● What the task requires
Restate the material word for word and leave out anything that is a picture.

-------------------------

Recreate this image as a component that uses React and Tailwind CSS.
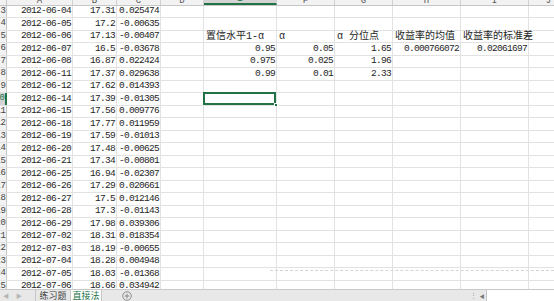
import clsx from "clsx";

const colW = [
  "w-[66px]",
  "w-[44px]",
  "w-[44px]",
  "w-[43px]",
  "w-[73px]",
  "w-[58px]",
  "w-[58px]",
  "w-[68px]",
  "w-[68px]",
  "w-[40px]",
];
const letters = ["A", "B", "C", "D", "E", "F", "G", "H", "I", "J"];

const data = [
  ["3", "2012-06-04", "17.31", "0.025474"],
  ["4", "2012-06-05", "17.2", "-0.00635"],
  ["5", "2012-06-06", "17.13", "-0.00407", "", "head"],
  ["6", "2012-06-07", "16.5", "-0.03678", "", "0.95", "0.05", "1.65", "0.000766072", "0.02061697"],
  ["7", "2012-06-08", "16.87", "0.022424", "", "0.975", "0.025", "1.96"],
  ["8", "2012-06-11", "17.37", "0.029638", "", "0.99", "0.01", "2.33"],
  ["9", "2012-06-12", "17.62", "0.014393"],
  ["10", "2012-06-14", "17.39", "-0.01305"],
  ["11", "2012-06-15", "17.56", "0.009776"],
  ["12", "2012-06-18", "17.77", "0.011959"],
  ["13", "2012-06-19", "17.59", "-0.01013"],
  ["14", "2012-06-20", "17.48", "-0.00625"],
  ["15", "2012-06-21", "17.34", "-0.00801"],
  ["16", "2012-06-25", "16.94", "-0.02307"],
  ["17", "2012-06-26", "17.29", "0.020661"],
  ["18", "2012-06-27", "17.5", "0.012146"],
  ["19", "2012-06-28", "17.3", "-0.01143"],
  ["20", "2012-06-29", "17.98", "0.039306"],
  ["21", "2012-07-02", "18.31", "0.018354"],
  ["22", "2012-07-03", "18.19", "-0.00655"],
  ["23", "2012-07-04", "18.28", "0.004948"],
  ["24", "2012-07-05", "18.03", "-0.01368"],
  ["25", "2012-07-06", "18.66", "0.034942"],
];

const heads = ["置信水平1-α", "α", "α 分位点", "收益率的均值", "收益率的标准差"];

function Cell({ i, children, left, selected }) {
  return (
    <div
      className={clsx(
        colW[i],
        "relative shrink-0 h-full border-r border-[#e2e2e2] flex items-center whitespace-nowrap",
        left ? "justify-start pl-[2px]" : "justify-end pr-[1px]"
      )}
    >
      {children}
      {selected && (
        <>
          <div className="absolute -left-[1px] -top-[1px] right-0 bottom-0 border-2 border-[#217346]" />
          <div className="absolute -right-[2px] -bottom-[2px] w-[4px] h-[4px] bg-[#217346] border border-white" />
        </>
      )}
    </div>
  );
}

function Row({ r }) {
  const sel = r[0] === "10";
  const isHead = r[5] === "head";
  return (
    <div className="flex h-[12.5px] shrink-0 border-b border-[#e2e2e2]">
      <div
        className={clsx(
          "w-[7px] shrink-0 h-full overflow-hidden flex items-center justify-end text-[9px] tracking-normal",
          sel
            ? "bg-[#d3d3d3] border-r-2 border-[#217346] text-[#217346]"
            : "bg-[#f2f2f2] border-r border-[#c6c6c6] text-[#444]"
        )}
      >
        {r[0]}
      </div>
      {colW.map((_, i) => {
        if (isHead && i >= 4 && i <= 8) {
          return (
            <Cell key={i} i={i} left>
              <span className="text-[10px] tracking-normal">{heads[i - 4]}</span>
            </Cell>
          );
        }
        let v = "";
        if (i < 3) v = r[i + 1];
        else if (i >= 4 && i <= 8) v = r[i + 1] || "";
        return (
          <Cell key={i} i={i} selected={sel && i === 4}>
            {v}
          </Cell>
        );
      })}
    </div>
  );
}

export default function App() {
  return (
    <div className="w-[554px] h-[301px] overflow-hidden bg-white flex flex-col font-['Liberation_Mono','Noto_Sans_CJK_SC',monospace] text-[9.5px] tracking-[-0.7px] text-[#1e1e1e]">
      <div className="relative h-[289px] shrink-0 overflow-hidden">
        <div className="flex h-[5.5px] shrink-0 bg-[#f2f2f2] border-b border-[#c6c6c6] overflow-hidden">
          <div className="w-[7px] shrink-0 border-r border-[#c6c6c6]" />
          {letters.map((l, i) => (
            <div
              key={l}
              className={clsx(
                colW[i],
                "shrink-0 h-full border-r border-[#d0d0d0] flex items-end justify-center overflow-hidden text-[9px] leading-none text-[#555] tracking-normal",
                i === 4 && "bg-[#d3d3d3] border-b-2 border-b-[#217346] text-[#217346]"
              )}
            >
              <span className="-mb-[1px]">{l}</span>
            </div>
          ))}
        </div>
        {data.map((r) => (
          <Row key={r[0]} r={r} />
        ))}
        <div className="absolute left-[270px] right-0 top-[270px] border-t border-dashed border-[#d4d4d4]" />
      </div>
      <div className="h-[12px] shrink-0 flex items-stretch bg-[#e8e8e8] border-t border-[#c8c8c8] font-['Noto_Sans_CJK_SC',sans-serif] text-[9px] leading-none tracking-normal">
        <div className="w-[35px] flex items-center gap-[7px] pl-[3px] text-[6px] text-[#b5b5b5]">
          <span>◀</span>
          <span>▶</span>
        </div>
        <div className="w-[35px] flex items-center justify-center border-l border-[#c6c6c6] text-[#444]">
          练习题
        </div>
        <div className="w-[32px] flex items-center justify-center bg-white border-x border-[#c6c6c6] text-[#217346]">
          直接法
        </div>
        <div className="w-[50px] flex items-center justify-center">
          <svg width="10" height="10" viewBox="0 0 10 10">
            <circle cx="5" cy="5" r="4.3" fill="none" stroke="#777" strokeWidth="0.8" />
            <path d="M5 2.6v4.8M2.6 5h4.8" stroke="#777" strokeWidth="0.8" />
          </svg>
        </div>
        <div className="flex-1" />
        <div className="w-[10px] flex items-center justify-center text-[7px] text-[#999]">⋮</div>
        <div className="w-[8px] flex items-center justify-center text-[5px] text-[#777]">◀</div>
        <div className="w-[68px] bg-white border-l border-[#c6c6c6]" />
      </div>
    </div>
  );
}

-------------------------

● The completed task
Recreate this image as a component that uses React and Tailwind CSS.
import clsx from "clsx";

const colW = [
  "w-[66px]",
  "w-[44px]",
  "w-[44px]",
  "w-[43px]",
  "w-[73px]",
  "w-[58px]",
  "w-[58px]",
  "w-[68px]",
  "w-[68px]",
  "w-[40px]",
];
const letters = ["A", "B", "C", "D", "E", "F", "G", "H", "I", "J"];

const data = [
  ["3", "2012-06-04", "17.31", "0.025474"],
  ["4", "2012-06-05", "17.2", "-0.00635"],
  ["5", "2012-06-06", "17.13", "-0.00407", "", "head"],
  ["6", "2012-06-07", "16.5", "-0.03678", "", "0.95", "0.05", "1.65", "0.000766072", "0.02061697"],
  ["7", "2012-06-08", "16.87", "0.022424", "", "0.975", "0.025", "1.96"],
  ["8", "2012-06-11", "17.37", "0.029638", "", "0.99", "0.01", "2.33"],
  ["9", "2012-06-12", "17.62", "0.014393"],
  ["10", "2012-06-14", "17.39", "-0.01305"],
  ["11", "2012-06-15", "17.56", "0.009776"],
  ["12", "2012-06-18", "17.77", "0.011959"],
  ["13", "2012-06-19", "17.59", "-0.01013"],
  ["14", "2012-06-20", "17.48", "-0.00625"],
  ["15", "2012-06-21", "17.34", "-0.00801"],
  ["16", "2012-06-25", "16.94", "-0.02307"],
  ["17", "2012-06-26", "17.29", "0.020661"],
  ["18", "2012-06-27", "17.5", "0.012146"],
  ["19", "2012-06-28", "17.3", "-0.01143"],
  ["20", "2012-06-29", "17.98", "0.039306"],
  ["21", "2012-07-02", "18.31", "0.018354"],
  ["22", "2012-07-03", "18.19", "-0.00655"],
  ["23", "2012-07-04", "18.28", "0.004948"],
  ["24", "2012-07-05", "18.03", "-0.01368"],
  ["25", "2012-07-06", "18.66", "0.034942"],
];

const heads = ["置信水平1-α", "α", "α 分位点", "收益率的均值", "收益率的标准差"];

function Cell({ i, children, left, selected }) {
  return (
    <div
      className={clsx(
        colW[i],
        "relative shrink-0 h-full border-r border-[#e2e2e2] flex items-center whitespace-nowrap",
        left ? "justify-start pl-[2px]" : "justify-end pr-[1px]"
      )}
    >
      {children}
      {selected && (
        <>
          <div className="absolute -left-[1px] -top-[1px] right-0 bottom-0 border-2 border-[#217346]" />
          <div className="absolute -right-[2px] -bottom-[2px] w-[4px] h-[4px] bg-[#217346] border border-white" />
        </>
      )}
    </div>
  );
}

function Row({ r }) {
  const sel = r[0] === "10";
  const isHead = r[5] === "head";
  return (
    <div className="flex h-[12.5px] shrink-0 border-b border-[#e2e2e2]">
      <div
        className={clsx(
          "w-[7px] shrink-0 h-full overflow-hidden flex items-center justify-end text-[9px] tracking-normal",
          sel
            ? "bg-[#d3d3d3] border-r-2 border-[#217346] text-[#217346]"
            : "bg-[#f2f2f2] border-r border-[#c6c6c6] text-[#444]"
        )}
      >
        {r[0]}
      </div>
      {colW.map((_, i) => {
        if (isHead && i >= 4 && i <= 8) {
          return (
            <Cell key={i} i={i} left>
              <span className="text-[10px] tracking-normal">{heads[i - 4]}</span>
            </Cell>
          );
        }
        let v = "";
        if (i < 3) v = r[i + 1];
        else if (i >= 4 && i <= 8) v = r[i + 1] || "";
        return (
          <Cell key={i} i={i} selected={sel && i === 4}>
            {v}
          </Cell>
        );
      })}
    </div>
  );
}

export default function App() {
  return (
    <div className="w-[554px] h-[301px] overflow-hidden bg-white flex flex-col font-['Liberation_Mono','Noto_Sans_CJK_SC',monospace] text-[9.5px] tracking-[-0.7px] text-[#1e1e1e]">
      <div className="relative h-[289px] shrink-0 overflow-hidden">
        <div className="flex h-[5.5px] shrink-0 bg-[#f2f2f2] border-b border-[#c6c6c6] overflow-hidden">
          <div className="w-[7px] shrink-0 border-r border-[#c6c6c6]" />
          {letters.map((l, i) => (
            <div
              key={l}
              className={clsx(
                colW[i],
                "shrink-0 h-full border-r border-[#d0d0d0] flex items-end justify-center overflow-hidden text-[9px] leading-none text-[#555] tracking-normal",
                i === 4 && "bg-[#d3d3d3] border-b-2 border-b-[#217346] text-[#217346]"
              )}
            >
              <span className="-mb-[1px]">{l}</span>
            </div>
          ))}
        </div>
        {data.map((r) => (
          <Row key={r[0]} r={r} />
        ))}
        <div className="absolute left-[270px] right-0 top-[270px] border-t border-dashed border-[#d4d4d4]" />
      </div>
      <div className="h-[12px] shrink-0 flex items-stretch bg-[#e8e8e8] border-t border-[#c8c8c8] font-['Noto_Sans_CJK_SC',sans-serif] text-[9px] leading-none tracking-normal">
        <div className="w-[35px] flex items-center gap-[7px] pl-[3px] text-[6px] text-[#b5b5b5]">
          <span>◀</span>
          <span>▶</span>
        </div>
        <div className="w-[35px] flex items-center justify-center border-l border-[#c6c6c6] text-[#444]">
          练习题
        </div>
        <div className="w-[32px] flex items-center justify-center bg-white border-x border-[#c6c6c6] text-[#217346]">
          直接法
        </div>
        <div className="w-[50px] flex items-center justify-center">
          <svg width="10" height="10" viewBox="0 0 10 10">
            <circle cx="5" cy="5" r="4.3" fill="none" stroke="#777" strokeWidth="0.8" />
            <path d="M5 2.6v4.8M2.6 5h4.8" stroke="#777" strokeWidth="0.8" />
          </svg>
        </div>
        <div className="flex-1" />
        <div className="w-[10px] flex items-center justify-center text-[7px] text-[#999]">⋮</div>
        <div className="w-[8px] flex items-center justify-center text-[5px] text-[#777]">◀</div>
        <div className="w-[68px] bg-white border-l border-[#c6c6c6]" />
      </div>
    </div>
  );
}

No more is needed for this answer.